Mazda3 Hiroshima to Frankfurt – Stage Three

Jeremy Thomson hands over the baton to incoming team ahead of leg 3

After stage one I had three days at home to get back on UK time before the flight out to Ulan Ude and stage three.

On arrival at Ulan Ude I met the departing group which included two of our retail partners and Jeremy Thomson, Mazda UK managing director, they looked like they had had a good experience despite the tough conditions and distances.


Ulan Ude sits close to the Mongolian border and its proximity is evident in the mix of people living, working and driving around the city.

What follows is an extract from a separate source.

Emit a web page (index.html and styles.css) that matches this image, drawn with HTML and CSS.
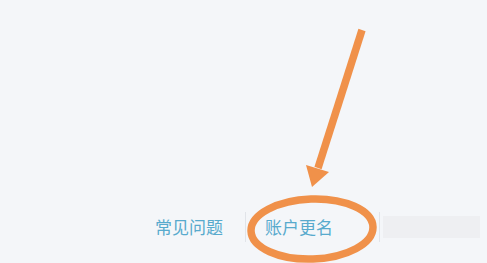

Monday (12th August) we begin the driving, there has been a massive change in the quality of roads since stage one and we can make good progress. It is just 505km to Lisvianka on the shores of Lake Baikal and the all-new Mazda3 soaks up the miles with ease.


Lake Baikal is an astonishing place, 880km long, 50 miles wide and 1.6km deep, it is the biggest body of fresh water in the world, accounting for 20 percent of all fresh water in the world and 90 percent of fresh water in Russia. Increadibly 80 percent of the wildlife found here is unique to Lake Baikal and found nowhere else on earth. During the winter temperatures can reach -40 and the ice on the lake is deep enough for cars to drive across it.


Listvianka has developed as a holiday destination and this is evident in the new hotels being built, the beach side cafes and bars and the souvenir market, but it is a lovely place and if there is a town in Siberia to return to Listvianka is it.


The following day we hit the road again, a short 455km to Tulun, we now seem to be crossing the trans-Siberian railway more often and we are held up by passing trains. I am still amazed by the size of each train, we counted 82 carriages while waiting for one train to pass, most of these are freight trains, we see very few passenger carriages. To take the train from Vladivostok to Moscow takes 152 hours and must be an amazing experience.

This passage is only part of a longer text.